### TASK DETAILS
Copy the data precisely, character for character, and leave out every picture.

↓

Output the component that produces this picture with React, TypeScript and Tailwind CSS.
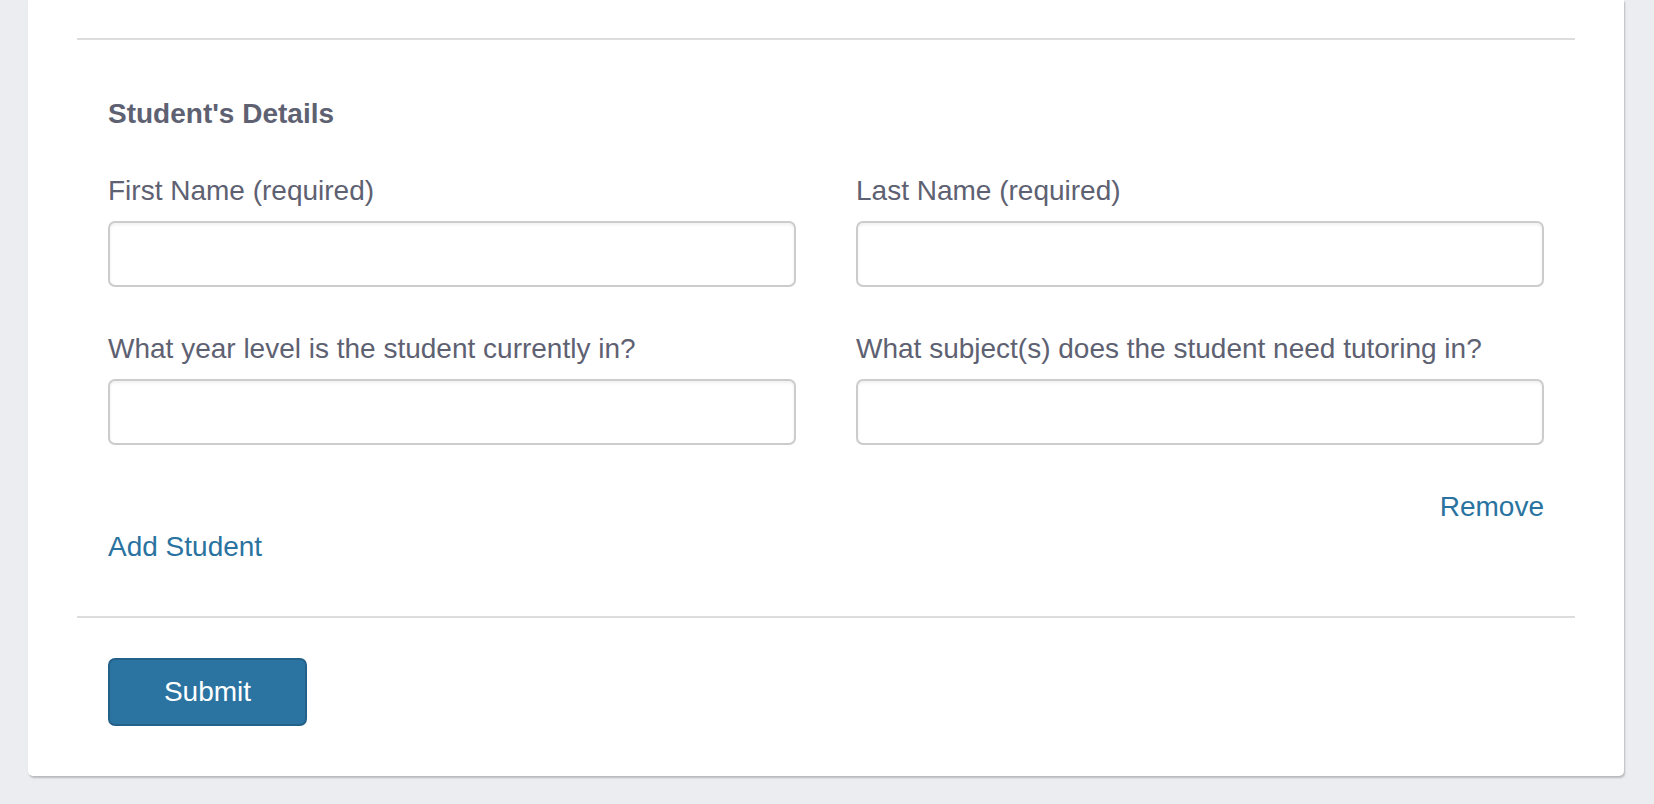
export default function App() {
  const font = { fontFamily: '"Liberation Sans", Arial, Helvetica, sans-serif' };
  return (
    <div
      className="min-h-[804px] w-full bg-[#ebedf0] pl-[28px] pr-[30px] text-[28px] leading-[40px] text-[#5e6172]"
      style={font}
    >
      <div className="w-[1596px] rounded-b-[5px] bg-white px-[49px] pt-[38px] pb-[50px] shadow-[1px_2px_2px_rgba(0,0,0,0.22)]">
        <div className="border-t-2 border-[#dddddd]" />

        <div className="px-[31px] pt-[54px]">
          <h3 className="font-bold">Student's Details</h3>

          <div className="mt-[37px] grid grid-cols-2 gap-x-[60px] gap-y-[42px]">
            <Field label="First Name (required)" />
            <Field label="Last Name (required)" />
            <Field label="What year level is the student currently in?" />
            <Field label="What subject(s) does the student need tutoring in?" />
          </div>

          <div className="mt-[42px] flex justify-end">
            <a href="#" className="text-[#2a73a0]">
              Remove
            </a>
          </div>
          <a href="#" className="block w-fit text-[#2a73a0]">
            Add Student
          </a>
        </div>

        <div className="mt-[49px] border-t-2 border-[#dddddd]" />

        <div className="px-[31px] pt-[40px]">
          <button className="h-[68px] w-[199px] rounded-[7px] border-2 border-[#24618a] bg-[#2b74a1] text-white">
            Submit
          </button>
        </div>
      </div>
    </div>
  );
}

function Field({ label }: { label: string }) {
  return (
    <div>
      <label className="block">{label}</label>
      <input
        type="text"
        className="mt-[10px] block h-[66px] w-full rounded-[7px] border-2 border-[#cccccc] bg-white shadow-[inset_0_2px_3px_rgba(0,0,0,0.06)] outline-none"
      />
    </div>
  );
}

↑

### ANSWER FOR THIS EXERCISE
Output the component that produces this picture with React, TypeScript and Tailwind CSS.
export default function App() {
  const font = { fontFamily: '"Liberation Sans", Arial, Helvetica, sans-serif' };
  return (
    <div
      className="min-h-[804px] w-full bg-[#ebedf0] pl-[28px] pr-[30px] text-[28px] leading-[40px] text-[#5e6172]"
      style={font}
    >
      <div className="w-[1596px] rounded-b-[5px] bg-white px-[49px] pt-[38px] pb-[50px] shadow-[1px_2px_2px_rgba(0,0,0,0.22)]">
        <div className="border-t-2 border-[#dddddd]" />

        <div className="px-[31px] pt-[54px]">
          <h3 className="font-bold">Student's Details</h3>

          <div className="mt-[37px] grid grid-cols-2 gap-x-[60px] gap-y-[42px]">
            <Field label="First Name (required)" />
            <Field label="Last Name (required)" />
            <Field label="What year level is the student currently in?" />
            <Field label="What subject(s) does the student need tutoring in?" />
          </div>

          <div className="mt-[42px] flex justify-end">
            <a href="#" className="text-[#2a73a0]">
              Remove
            </a>
          </div>
          <a href="#" className="block w-fit text-[#2a73a0]">
            Add Student
          </a>
        </div>

        <div className="mt-[49px] border-t-2 border-[#dddddd]" />

        <div className="px-[31px] pt-[40px]">
          <button className="h-[68px] w-[199px] rounded-[7px] border-2 border-[#24618a] bg-[#2b74a1] text-white">
            Submit
          </button>
        </div>
      </div>
    </div>
  );
}

function Field({ label }: { label: string }) {
  return (
    <div>
      <label className="block">{label}</label>
      <input
        type="text"
        className="mt-[10px] block h-[66px] w-full rounded-[7px] border-2 border-[#cccccc] bg-white shadow-[inset_0_2px_3px_rgba(0,0,0,0.06)] outline-none"
      />
    </div>
  );
}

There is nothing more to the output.